In a brief filed with the Court, the Bush administration supported the military’s policy, noting that previous Court decisions have allowed states to consider homosexual activity criminal behavior. Gay-rights groups criticized the Court’s failure to take on the issue, saying it will make discrimination against homosexuals more widespread.

Child-care conundrum

As the House of Representatives prepared to resume debate on child care last month, the church-state issue continued to be among the biggest points of controversy.

At a special meeting called by the Ethics and Public Policy Center, constitutional scholar William Bentley Ball argued that religious exemption from pervasive federal regulation must be included in the final legislative package that will be crafted by House and Senate negotiators.

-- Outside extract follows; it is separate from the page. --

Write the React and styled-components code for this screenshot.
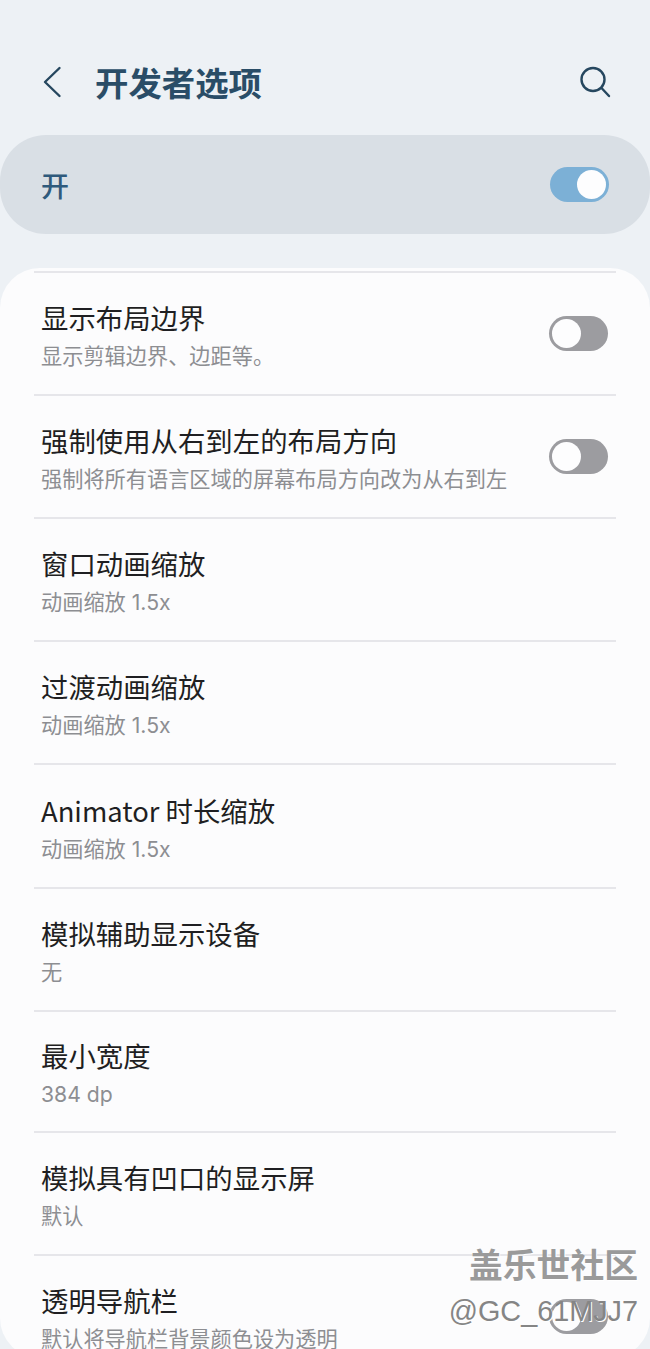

Religious groups, like most members of Congress, are divided over how the government can avoid both discriminating against religiously based child-care providers and unconstitutionally giving them funds. The White House included religious groups in a small meeting on child-care strategy last month, but it remains unclear whether President Bush will try to sway congressional negotiators on the religious issue.

Personnel department

Singer Stevie Wonder has joined fellow entertainers Marilyn McCoo and Billy Davis on Chuck Colson’s Prison Fellowship volunteer team. The three celebrities performed a concert recently after a Prison Fellowship seminar. Wonder said he wants to bring prison inmates a message of hope and unity.

The Senate quickly confirmed Ervin Duggan to fill the Democratic slot open on the Federal Communications Commission. Duggan has promised to give special attention to decency issues.

Romanian Missionary Society founder Josif Tson was in Washington last month to meet with government officials about the situation in his native Romania. Tson told congressional and State Department officials that the church wants to play an active role in reshaping society there.